When a police officer kills an innocent man, while a 4 year old girl is in the back of the car, it creates an overwhelming sense of injustice. In some peoples minds the only solution is retaliation against an entire profession. The thought might go something like ‘police are shooting and killing innocent people, it’s time that they get a dose of their own medicine’.
Then it happens and all too quickly the realization dawns that these police officers are innocent people with families as well. Suddenly the angry thoughts I had earlier in the day make me feel ashamed and disgusted with myself. I cannot believe I could fall in to the trap of generalizing an entire group of people.
Not all Muslim are Terrorists
Not all Blacks are Criminals
Not all White Police are Racist
Last night the police were able to arrest three suspects (this article was written before it was revealed that Micah Johnson was the ‘lone shooter’), Dallas police did an outstanding job. If only officers in Baton Rouge and Minnesota had been as well trained. If only they had been able to arrest and/or ticket their suspects without it turning deadly.
If these officers in question were all as well prepared and capable as the DPD there is a very good chance there would not have been the massively violent and criminal response that we saw in Dallas.
Another conversation my co-worker and I had yesterday afternoon went something like this:
‘The officer who shot Philando will get away with it because the shooting itself was not caught on camera’ – Co-Worker
‘You know what, I almost hope he does get away with it, because then people are really going to go buck wild and that might be exactly what is needed to get the point across’ – Me
I could not have been more wrong. If the police officers who killed Philando Castile and Alton Sterling end up serving 40 years in jail a ton of their peers will be reconsidering pulling their gun out of the holster. They will fear that they will be the next officer to finally be held responsible for their actions.
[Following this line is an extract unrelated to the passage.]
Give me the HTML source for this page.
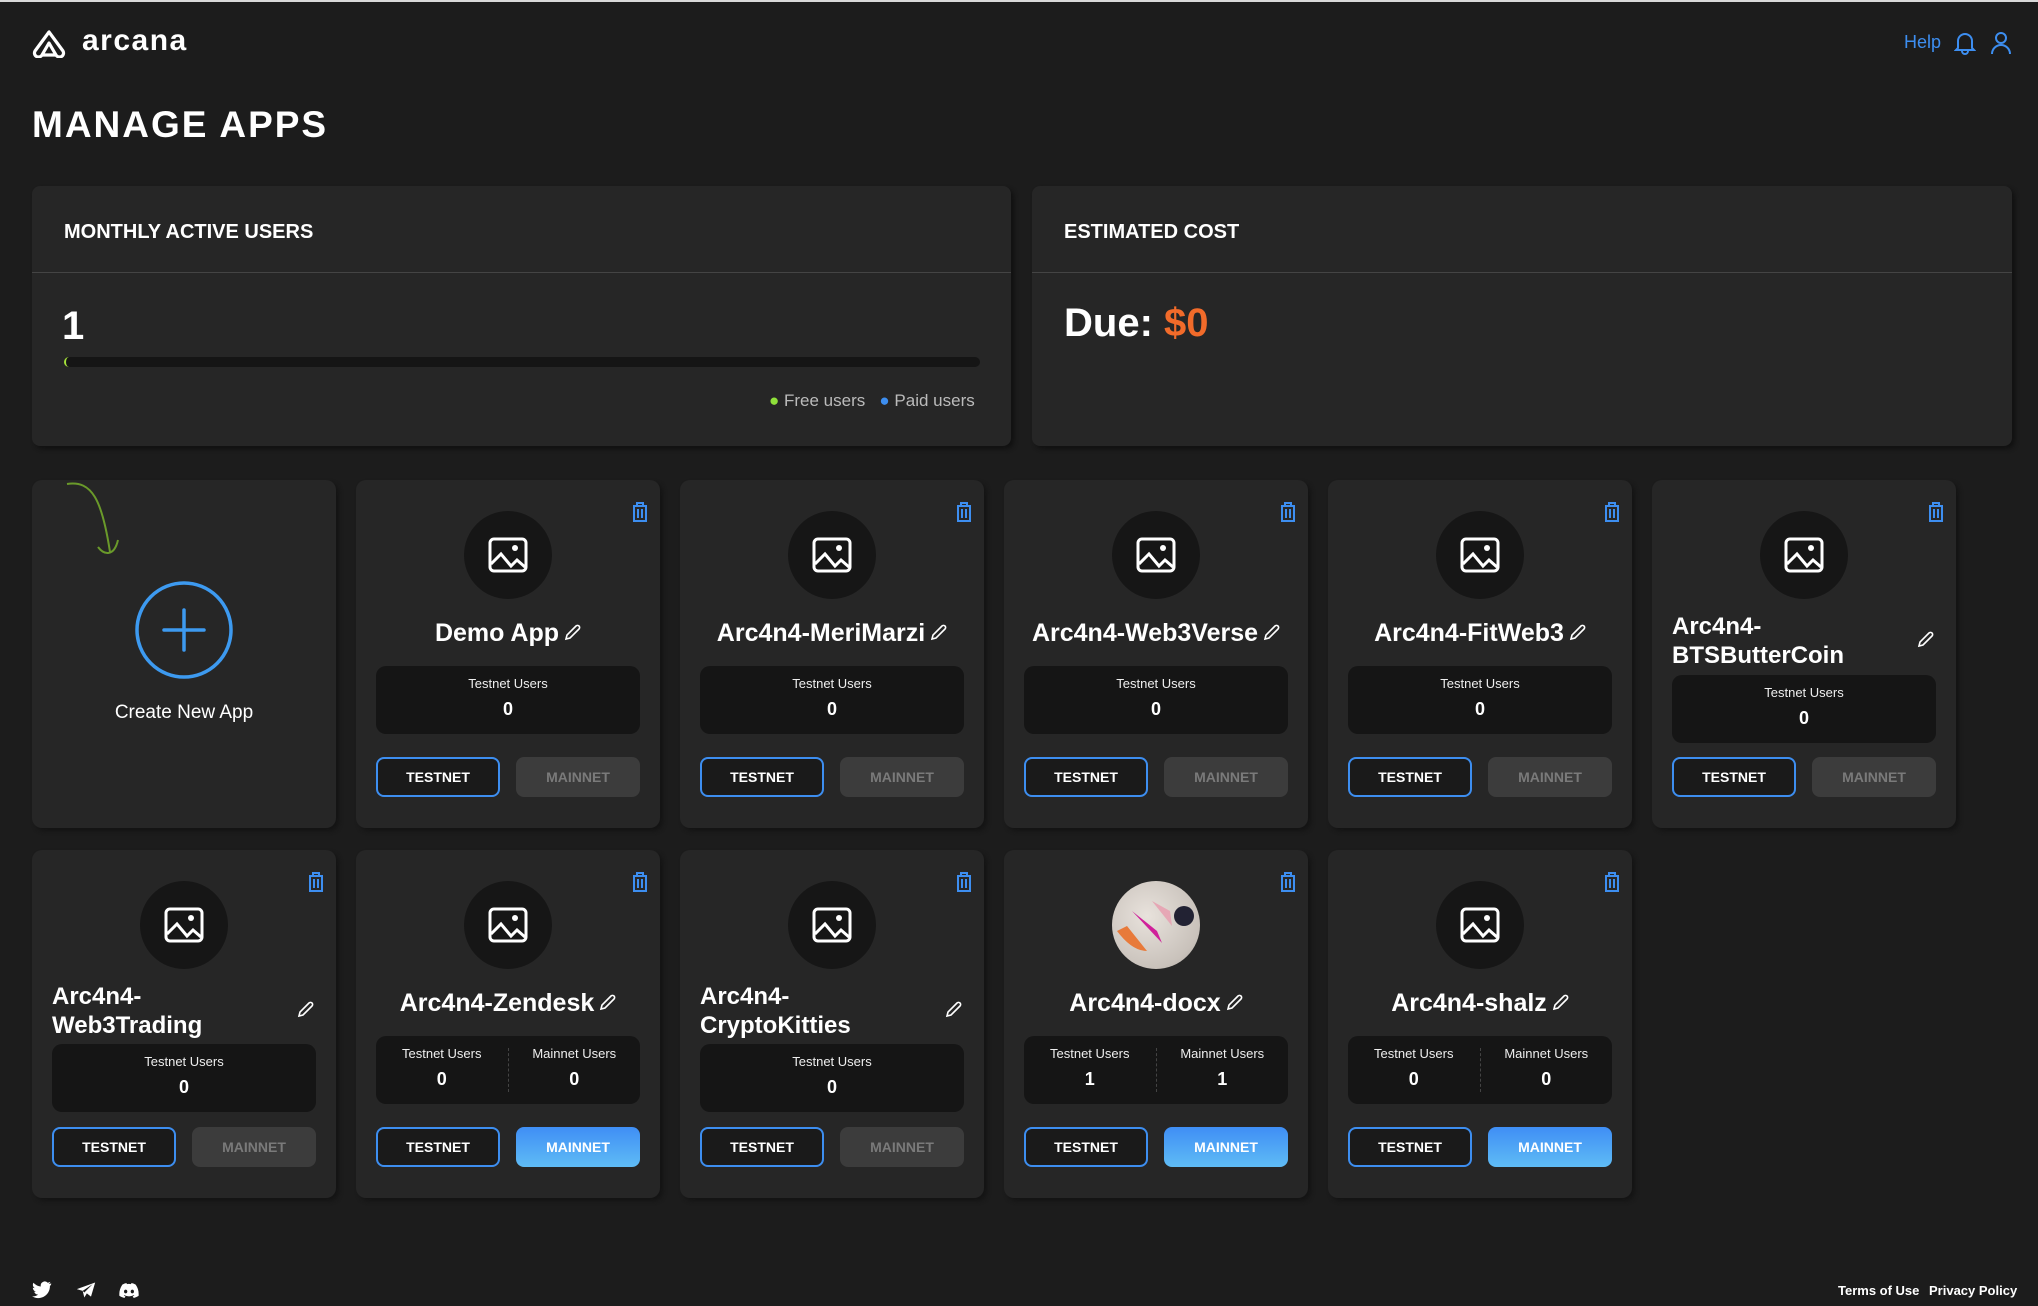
<!DOCTYPE html>
<html><head><meta charset="utf-8"><style>
*{box-sizing:border-box;margin:0;padding:0}
body{width:2038px;height:1306px;background:#1c1c1c;font-family:"Liberation Sans",sans-serif;color:#fff;position:relative;overflow:hidden}
.abs{position:absolute}
.panel{position:absolute;background:#262626;border-radius:8px;box-shadow:3px 3px 4px #111}
.card{position:absolute;width:304px;height:348px;background:#262626;border-radius:10px;box-shadow:3px 3px 4px #141414}
.trash{position:absolute;left:275px;top:22px}
.av{position:absolute;left:108px;top:31px;width:88px;height:88px;border-radius:50%;background:#161616;display:flex;align-items:center;justify-content:center}
.t1{position:absolute;left:0;right:0;top:139px;text-align:center;font-size:25px;font-weight:bold;white-space:nowrap}
.t1 svg{vertical-align:-1px;margin-left:4px}
.t2{position:absolute;left:20px;top:132px;font-size:24px;font-weight:bold;line-height:29px}
.pen2{position:absolute;left:264px;top:151px}
.box{position:absolute;left:20px;width:264px;height:68px;background:#151515;border-radius:10px;display:flex}
.box>div{flex:1;text-align:center;padding-top:10px}
.box .l{font-size:13px;color:#eee}
.box .v{font-size:18px;font-weight:bold;margin-top:8px}
.box .sep{flex:0 0 1px;border-left:1px dashed #444;margin:12px 0}
.bt{position:absolute;top:277px;width:124px;height:40px;border-radius:8px;font-size:14px;font-weight:bold;display:flex;align-items:center;justify-content:center}
.tn{left:20px;border:2px solid #3d8ef0;background:#1a1a1a}
.mn{left:160px;background:#3c3c3c;color:#7a7a7a}
.mn.on{background:linear-gradient(#3f8ef5,#5fbcf5);color:#fff}
</style></head><body>
<div class="abs" style="left:0;top:0;width:2038px;height:2px;background:#d8d8d8"></div>
<svg class="abs" style="left:31px;top:29px" width="36" height="29" viewBox="0 0 36 29"><path d="M18 3 L4 22 a4 4 0 0 0 7 4 L18 14 L25 26 a4 4 0 0 0 7 -4 L18 3 Z M11 26 L25 26" fill="none" stroke="#fff" stroke-width="3.2" stroke-linejoin="round"/></svg>
<div class="abs" style="left:82px;top:24px;font-size:30px;letter-spacing:1.5px;font-weight:bold">arcana</div>
<div class="abs" style="left:1904px;top:32px;font-size:18px;color:#3d8ef0">Help</div>
<svg class="abs" style="left:1954px;top:31px" width="22" height="24" viewBox="0 0 22 24"><path d="M4 17 V10 a7 7 0 0 1 14 0 V17 L20 19 H2 Z M8 20 a3 3 0 0 0 6 0" fill="none" stroke="#3d8ef0" stroke-width="2"/></svg>
<svg class="abs" style="left:1990px;top:31px" width="22" height="24" viewBox="0 0 22 24"><circle cx="11" cy="7" r="5" fill="none" stroke="#3d8ef0" stroke-width="2"/><path d="M2 23 a9 9 0 0 1 18 0" fill="none" stroke="#3d8ef0" stroke-width="2"/></svg>
<div class="abs" style="left:32px;top:104px;font-size:37px;font-weight:bold;letter-spacing:2px">MANAGE APPS</div>

<div class="panel" style="left:32px;top:186px;width:979px;height:260px">
<div class="abs" style="left:32px;top:35px;font-size:20px;font-weight:bold">MONTHLY ACTIVE USERS</div>
<div class="abs" style="left:0;right:0;top:86px;border-top:1px solid #444"></div>
<div class="abs" style="left:30px;top:118px;font-size:40px;font-weight:bold">1</div>
<div class="abs" style="left:32px;top:171px;width:916px;height:10px;background:#151515;border-radius:5px;border-left:2px solid #a6e33a"></div>
<div class="abs" style="left:737px;top:205px;font-size:17px;color:#bbb"><span style="color:#8fe03a">●</span> Free users &nbsp;&nbsp;<span style="color:#3d8ef0">●</span> Paid users</div>
</div>
<div class="panel" style="left:1032px;top:186px;width:980px;height:260px">
<div class="abs" style="left:32px;top:35px;font-size:20px;font-weight:bold">ESTIMATED COST</div>
<div class="abs" style="left:0;right:0;top:86px;border-top:1px solid #444"></div>
<div class="abs" style="left:32px;top:115px;font-size:40px;font-weight:bold">Due: <span style="color:#f26b2a">$0</span></div>
</div>

<div class="card" style="left:32px;top:480px">
<svg class="abs" style="left:30px;top:0" width="80" height="100" viewBox="0 0 80 100"><path d="M5 4 C30 0 40 20 48 72 M36 67 C42 75 52 77 56 60" fill="none" stroke="#6a9a2a" stroke-width="2"/></svg>
<svg class="abs" style="left:102px;top:100px" width="100" height="100" viewBox="0 0 100 100"><circle cx="50" cy="50" r="47" fill="none" stroke="#3d9af0" stroke-width="3.5"/><path d="M50 30 V70 M30 50 H70" stroke="#3d9af0" stroke-width="3.5" stroke-linecap="round"/></svg>
<div class="abs" style="left:0;right:0;top:222px;text-align:center;font-size:19px">Create New App</div>
</div>

<div class="card" style="left:356px;top:480px"><svg class="trash" width="18" height="20" viewBox="0 0 18 20"><path d="M2 4H16M6 4V1H12V4M3 4V19H15V4M7 7V16M11 7V16" fill="none" stroke="#3d8ef0" stroke-width="2"/></svg><div class="av"><svg width="40" height="36" viewBox="0 0 40 36"><rect x="2" y="2" width="36" height="32" rx="4" fill="none" stroke="#fff" stroke-width="3"/><circle cx="27" cy="11" r="3" fill="#fff"/><path d="M3 27 L13 17 L23 29 L29 23 L37 30" fill="none" stroke="#fff" stroke-width="3"/></svg></div><div class="t1">Demo App<svg width="18" height="18" viewBox="0 0 18 18"><path d="M3 15 L4 11 L13 2 a2 2 0 0 1 3 3 L7 14 Z" fill="none" stroke="#fff" stroke-width="1.6"/></svg></div><div class="box" style="top:186px"><div><div class="l">Testnet Users</div><div class="v">0</div></div></div><div class="bt tn">TESTNET</div><div class="bt mn">MAINNET</div></div>

<div class="card" style="left:680px;top:480px"><svg class="trash" width="18" height="20" viewBox="0 0 18 20"><path d="M2 4H16M6 4V1H12V4M3 4V19H15V4M7 7V16M11 7V16" fill="none" stroke="#3d8ef0" stroke-width="2"/></svg><div class="av"><svg width="40" height="36" viewBox="0 0 40 36"><rect x="2" y="2" width="36" height="32" rx="4" fill="none" stroke="#fff" stroke-width="3"/><circle cx="27" cy="11" r="3" fill="#fff"/><path d="M3 27 L13 17 L23 29 L29 23 L37 30" fill="none" stroke="#fff" stroke-width="3"/></svg></div><div class="t1">Arc4n4-MeriMarzi<svg width="18" height="18" viewBox="0 0 18 18"><path d="M3 15 L4 11 L13 2 a2 2 0 0 1 3 3 L7 14 Z" fill="none" stroke="#fff" stroke-width="1.6"/></svg></div><div class="box" style="top:186px"><div><div class="l">Testnet Users</div><div class="v">0</div></div></div><div class="bt tn">TESTNET</div><div class="bt mn">MAINNET</div></div>

<div class="card" style="left:1004px;top:480px"><svg class="trash" width="18" height="20" viewBox="0 0 18 20"><path d="M2 4H16M6 4V1H12V4M3 4V19H15V4M7 7V16M11 7V16" fill="none" stroke="#3d8ef0" stroke-width="2"/></svg><div class="av"><svg width="40" height="36" viewBox="0 0 40 36"><rect x="2" y="2" width="36" height="32" rx="4" fill="none" stroke="#fff" stroke-width="3"/><circle cx="27" cy="11" r="3" fill="#fff"/><path d="M3 27 L13 17 L23 29 L29 23 L37 30" fill="none" stroke="#fff" stroke-width="3"/></svg></div><div class="t1">Arc4n4-Web3Verse<svg width="18" height="18" viewBox="0 0 18 18"><path d="M3 15 L4 11 L13 2 a2 2 0 0 1 3 3 L7 14 Z" fill="none" stroke="#fff" stroke-width="1.6"/></svg></div><div class="box" style="top:186px"><div><div class="l">Testnet Users</div><div class="v">0</div></div></div><div class="bt tn">TESTNET</div><div class="bt mn">MAINNET</div></div>

<div class="card" style="left:1328px;top:480px"><svg class="trash" width="18" height="20" viewBox="0 0 18 20"><path d="M2 4H16M6 4V1H12V4M3 4V19H15V4M7 7V16M11 7V16" fill="none" stroke="#3d8ef0" stroke-width="2"/></svg><div class="av"><svg width="40" height="36" viewBox="0 0 40 36"><rect x="2" y="2" width="36" height="32" rx="4" fill="none" stroke="#fff" stroke-width="3"/><circle cx="27" cy="11" r="3" fill="#fff"/><path d="M3 27 L13 17 L23 29 L29 23 L37 30" fill="none" stroke="#fff" stroke-width="3"/></svg></div><div class="t1">Arc4n4-FitWeb3<svg width="18" height="18" viewBox="0 0 18 18"><path d="M3 15 L4 11 L13 2 a2 2 0 0 1 3 3 L7 14 Z" fill="none" stroke="#fff" stroke-width="1.6"/></svg></div><div class="box" style="top:186px"><div><div class="l">Testnet Users</div><div class="v">0</div></div></div><div class="bt tn">TESTNET</div><div class="bt mn">MAINNET</div></div>

<div class="card" style="left:1652px;top:480px"><svg class="trash" width="18" height="20" viewBox="0 0 18 20"><path d="M2 4H16M6 4V1H12V4M3 4V19H15V4M7 7V16M11 7V16" fill="none" stroke="#3d8ef0" stroke-width="2"/></svg><div class="av"><svg width="40" height="36" viewBox="0 0 40 36"><rect x="2" y="2" width="36" height="32" rx="4" fill="none" stroke="#fff" stroke-width="3"/><circle cx="27" cy="11" r="3" fill="#fff"/><path d="M3 27 L13 17 L23 29 L29 23 L37 30" fill="none" stroke="#fff" stroke-width="3"/></svg></div><div class="t2">Arc4n4-<br>BTSButterCoin</div><svg class="pen2" width="18" height="18" viewBox="0 0 18 18"><path d="M3 15 L4 11 L13 2 a2 2 0 0 1 3 3 L7 14 Z" fill="none" stroke="#fff" stroke-width="1.6"/></svg><div class="box" style="top:195px"><div><div class="l">Testnet Users</div><div class="v">0</div></div></div><div class="bt tn">TESTNET</div><div class="bt mn">MAINNET</div></div>

<div class="card" style="left:32px;top:850px"><svg class="trash" width="18" height="20" viewBox="0 0 18 20"><path d="M2 4H16M6 4V1H12V4M3 4V19H15V4M7 7V16M11 7V16" fill="none" stroke="#3d8ef0" stroke-width="2"/></svg><div class="av"><svg width="40" height="36" viewBox="0 0 40 36"><rect x="2" y="2" width="36" height="32" rx="4" fill="none" stroke="#fff" stroke-width="3"/><circle cx="27" cy="11" r="3" fill="#fff"/><path d="M3 27 L13 17 L23 29 L29 23 L37 30" fill="none" stroke="#fff" stroke-width="3"/></svg></div><div class="t2">Arc4n4-<br>Web3Trading</div><svg class="pen2" width="18" height="18" viewBox="0 0 18 18"><path d="M3 15 L4 11 L13 2 a2 2 0 0 1 3 3 L7 14 Z" fill="none" stroke="#fff" stroke-width="1.6"/></svg><div class="box" style="top:194px"><div><div class="l">Testnet Users</div><div class="v">0</div></div></div><div class="bt tn">TESTNET</div><div class="bt mn">MAINNET</div></div>

<div class="card" style="left:356px;top:850px"><svg class="trash" width="18" height="20" viewBox="0 0 18 20"><path d="M2 4H16M6 4V1H12V4M3 4V19H15V4M7 7V16M11 7V16" fill="none" stroke="#3d8ef0" stroke-width="2"/></svg><div class="av"><svg width="40" height="36" viewBox="0 0 40 36"><rect x="2" y="2" width="36" height="32" rx="4" fill="none" stroke="#fff" stroke-width="3"/><circle cx="27" cy="11" r="3" fill="#fff"/><path d="M3 27 L13 17 L23 29 L29 23 L37 30" fill="none" stroke="#fff" stroke-width="3"/></svg></div><div class="t1">Arc4n4-Zendesk<svg width="18" height="18" viewBox="0 0 18 18"><path d="M3 15 L4 11 L13 2 a2 2 0 0 1 3 3 L7 14 Z" fill="none" stroke="#fff" stroke-width="1.6"/></svg></div><div class="box" style="top:186px"><div><div class="l">Testnet Users</div><div class="v">0</div></div><div class="sep"></div><div><div class="l">Mainnet Users</div><div class="v">0</div></div></div><div class="bt tn">TESTNET</div><div class="bt mn on">MAINNET</div></div>

<div class="card" style="left:680px;top:850px"><svg class="trash" width="18" height="20" viewBox="0 0 18 20"><path d="M2 4H16M6 4V1H12V4M3 4V19H15V4M7 7V16M11 7V16" fill="none" stroke="#3d8ef0" stroke-width="2"/></svg><div class="av"><svg width="40" height="36" viewBox="0 0 40 36"><rect x="2" y="2" width="36" height="32" rx="4" fill="none" stroke="#fff" stroke-width="3"/><circle cx="27" cy="11" r="3" fill="#fff"/><path d="M3 27 L13 17 L23 29 L29 23 L37 30" fill="none" stroke="#fff" stroke-width="3"/></svg></div><div class="t2">Arc4n4-<br>CryptoKitties</div><svg class="pen2" width="18" height="18" viewBox="0 0 18 18"><path d="M3 15 L4 11 L13 2 a2 2 0 0 1 3 3 L7 14 Z" fill="none" stroke="#fff" stroke-width="1.6"/></svg><div class="box" style="top:194px"><div><div class="l">Testnet Users</div><div class="v">0</div></div></div><div class="bt tn">TESTNET</div><div class="bt mn">MAINNET</div></div>

<div class="card" style="left:1004px;top:850px"><svg class="trash" width="18" height="20" viewBox="0 0 18 20"><path d="M2 4H16M6 4V1H12V4M3 4V19H15V4M7 7V16M11 7V16" fill="none" stroke="#3d8ef0" stroke-width="2"/></svg><div class="av" style="background:radial-gradient(circle at 40% 40%,#e8e2dc,#c9c2bb 70%,#a9a29c)"><svg width="88" height="88" viewBox="0 0 88 88"><path d="M20 30 L45 50 L50 62 Z" fill="#d0209a"/><path d="M40 20 L60 45 L58 30 Z" fill="#e6a7b5"/><path d="M5 50 Q20 70 35 70 L15 45 Z" fill="#e87a3a"/><circle cx="72" cy="35" r="10" fill="#223"/></svg></div><div class="t1">Arc4n4-docx<svg width="18" height="18" viewBox="0 0 18 18"><path d="M3 15 L4 11 L13 2 a2 2 0 0 1 3 3 L7 14 Z" fill="none" stroke="#fff" stroke-width="1.6"/></svg></div><div class="box" style="top:186px"><div><div class="l">Testnet Users</div><div class="v">1</div></div><div class="sep"></div><div><div class="l">Mainnet Users</div><div class="v">1</div></div></div><div class="bt tn">TESTNET</div><div class="bt mn on">MAINNET</div></div>

<div class="card" style="left:1328px;top:850px"><svg class="trash" width="18" height="20" viewBox="0 0 18 20"><path d="M2 4H16M6 4V1H12V4M3 4V19H15V4M7 7V16M11 7V16" fill="none" stroke="#3d8ef0" stroke-width="2"/></svg><div class="av"><svg width="40" height="36" viewBox="0 0 40 36"><rect x="2" y="2" width="36" height="32" rx="4" fill="none" stroke="#fff" stroke-width="3"/><circle cx="27" cy="11" r="3" fill="#fff"/><path d="M3 27 L13 17 L23 29 L29 23 L37 30" fill="none" stroke="#fff" stroke-width="3"/></svg></div><div class="t1">Arc4n4-shalz<svg width="18" height="18" viewBox="0 0 18 18"><path d="M3 15 L4 11 L13 2 a2 2 0 0 1 3 3 L7 14 Z" fill="none" stroke="#fff" stroke-width="1.6"/></svg></div><div class="box" style="top:186px"><div><div class="l">Testnet Users</div><div class="v">0</div></div><div class="sep"></div><div><div class="l">Mainnet Users</div><div class="v">0</div></div></div><div class="bt tn">TESTNET</div><div class="bt mn on">MAINNET</div></div>

<svg class="abs" style="left:32px;top:1281px" width="20" height="18" viewBox="0 0 24 20"><path d="M23 2c-1 .5-2 .7-3 .8 1-.6 1.8-1.6 2-2.7-1 .6-2 1-3.1 1.2A4.9 4.9 0 0 0 10.6 5.8 14 14 0 0 1 1.7 1.3a4.9 4.9 0 0 0 1.5 6.5c-.8 0-1.6-.2-2.2-.6 0 2.4 1.7 4.4 3.9 4.8-.7.2-1.5.2-2.2.1.6 2 2.4 3.4 4.6 3.4A9.8 9.8 0 0 1 0 17.5 14 14 0 0 0 7.5 19.7c9 0 14-7.5 14-14v-.6C22.5 4.4 23.3 3.3 23 2z" fill="#fff"/></svg>
<svg class="abs" style="left:76px;top:1281px" width="20" height="18" viewBox="0 0 24 20"><path d="M23 1 L1 9 L8 11 L10 19 L13 14 L18 18 Z M8 11 L20 3 L10 13" fill="#fff"/></svg>
<svg class="abs" style="left:119px;top:1283px" width="20" height="15" viewBox="0 0 24 18"><path d="M20 2A19 19 0 0 0 15 0l-.6 1.3a18 18 0 0 0-5 0L9 0A19 19 0 0 0 4 2C1 6.5 0 11 .5 15.5A19 19 0 0 0 6.5 18l1.3-2A12 12 0 0 1 5.8 15l.5-.4a13.5 13.5 0 0 0 11.6 0l.5.4a12 12 0 0 1-2 1l1.3 2A19 19 0 0 0 23.5 15.5C24 10.3 22.7 5.8 20 2zM8 12.5c-1.1 0-2-1-2-2.3S6.9 8 8 8s2 1 2 2.2-.9 2.3-2 2.3zm8 0c-1.1 0-2-1-2-2.3S14.9 8 16 8s2 1 2 2.2-.9 2.3-2 2.3z" fill="#fff"/></svg>
<div class="abs" style="left:1838px;top:1283px;font-size:13px;font-weight:bold">Terms of Use</div>
<div class="abs" style="left:1929px;top:1283px;font-size:13px;font-weight:bold">Privacy Policy</div>
</body></html>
However the alternative, ‘people going buck wild’ is exactly what happened in Dallas. Not a single police officer saw this and thought to themselves that they are going to be less trigger happy. As a matter of fact the opposite will occur. Every single officer in America will have their hands rested on their service pistol anxious and nervous on each call they respond to.
Anxious and nervous men and women with guns are going to kill more innocent people. They don’t do it maliciously, they do it because at any given moment snipers could be around the corner waiting for them.
If I made that statement last week I would have sounded crazy, ‘at any given moment snipers could be around the corner’.
This is reality now, this is America now.
Last night is not the end of this fight, unfortunately it is most likely the beginning.
The part we have to play is of positive role models. We can not fall in to the old divide and conquer routine. We cannot place blame and direct hatred towards groups of people whether they are killer cops or cop killers.
We need to spread love and tolerance in order to right hate and bigotry.